É o imaginário de Velasco, dos menores que conheceu nas ruas de Manila. Cada uma dessas figuras é a representação de uma criança real que Velasco ajudou em sua fundação.
“Esse retrato revela uma história de fome que ultrapassa aquela que um prato de comida pode satisfazer. Essas crianças estão famintas de amor, não somente de alimento material”, disse Velasco certa vez.
Cada uma dessas crianças tem uma história. Velasco escreveu relatos delas e de como elas inspiraram sua obra. Um desses relatos é sobre um menino de 11 anos chamado Itok que vivia entre gangues e criminosos. Políticos e os influentes as contratavam como capangas, e Itok acabou acorrentado pela mãe por ter se envolvido em um roubo.
Um outro menor chamado Emong vivia perto de uma represa para pegar peixes não próprios para o consumo humano, porém os cozinhava em vinagre e óleo de soja a fim de encher a barriga. A casa de sua família foi construída com carteiras de cigarro.
Enquanto isso, Onse foi vendida para uma prostituta. A madrasta fazia strip-tease para pôr comida à mesa.
Tinay era uma menininha de 5 anos que mordia o polegar e carregava consigo uma boneca velha e suja. Ficou órfã depois que os pais, viciados em drogas, a abandonaram na casa de parentes, os quais a deixaram nas ruas.
Michael era conhecido como o “chef de uma cozinha de lixo”. Ele vasculhava e comia alimentos jogados fora nos restaurantes de Manila. Ele esquentava ou cozinhava novamente o que achava para ter algo a dar aos irmãos.
Buknoy era um pedinte desnutrido que vivia nas ruas de Manila. Foi espancado pela mãe, e seu irmão derramou água fervente em seu rosto, o que o levou a fugir de casa.
Dodoy vivia debaixo de uma ponte num pequeno chiqueiro de aproximadamente um metro de altura.
Joyce foi violentada sexualmente quando tinha 14 anos. Teve um filho aos 15. O pai da criança foi detido por envolvimento com drogas ilegais, quando ela se viu forçada a criar sozinha o filho.
O menor que na representação come ao chão teve inspiração em um menino sudanês a partir de uma foto, vencedora do Prêmio Pulitzer de 1994, que retrata os efeitos da fome no Sudão.

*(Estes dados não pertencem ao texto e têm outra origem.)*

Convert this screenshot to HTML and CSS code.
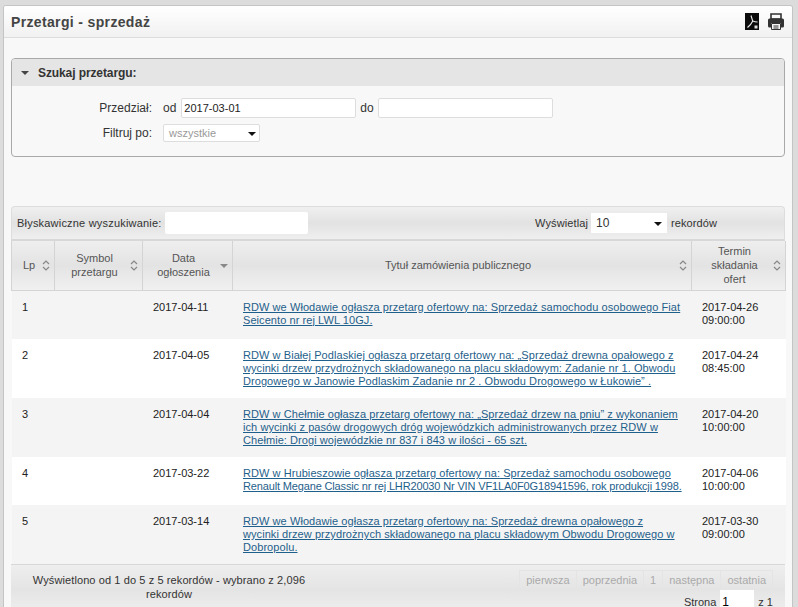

Estas crianças foram os sujeitos de Velasco. O artista costumava dizer que havia duas coisas comuns em todos os seus sujeitos: a pobreza e o amor de Deus.
“Todos eles são pobres. Todos têm um histórico familiar triste, e é por isso que acabaram violentados e nas ruas. Mas todos são amados por Jesus. Jesus esteve com eles, apesar da pobreza”, diz o artista na apresentação em vídeo.
“Estes sujeitos confiam em Deus como um pai compassivo, de amor. Eles nada possuem. Vivem, realmente, uma existência precária. Porém sorriem e dizem: ‘Vivemos na misericórdia divina’. Esses pobres se agarram na verdade de que Deus nunca abandona, mesmo se ruírem os muros da terra. Eles começam e terminam com ‘Que Deus tenha misericórdia de nós’”.
Velasco morreu de câncer de rim em 2010, aos 43 anos. Sua obra continua a conscientizar as pessoas, mostrando o sofrimento de Cristo e da sociedade filipina via arte.
Sua viúva, Queeny, diz que, apesar da luta contra o câncer, Velasco continuou pintando e finalizou suas obras, oferecendo, desse modo, sua dor para a santificação das almas.
“Ele encontrou esperança e cura na expressão de sua fé através das pinturas”, diz ela.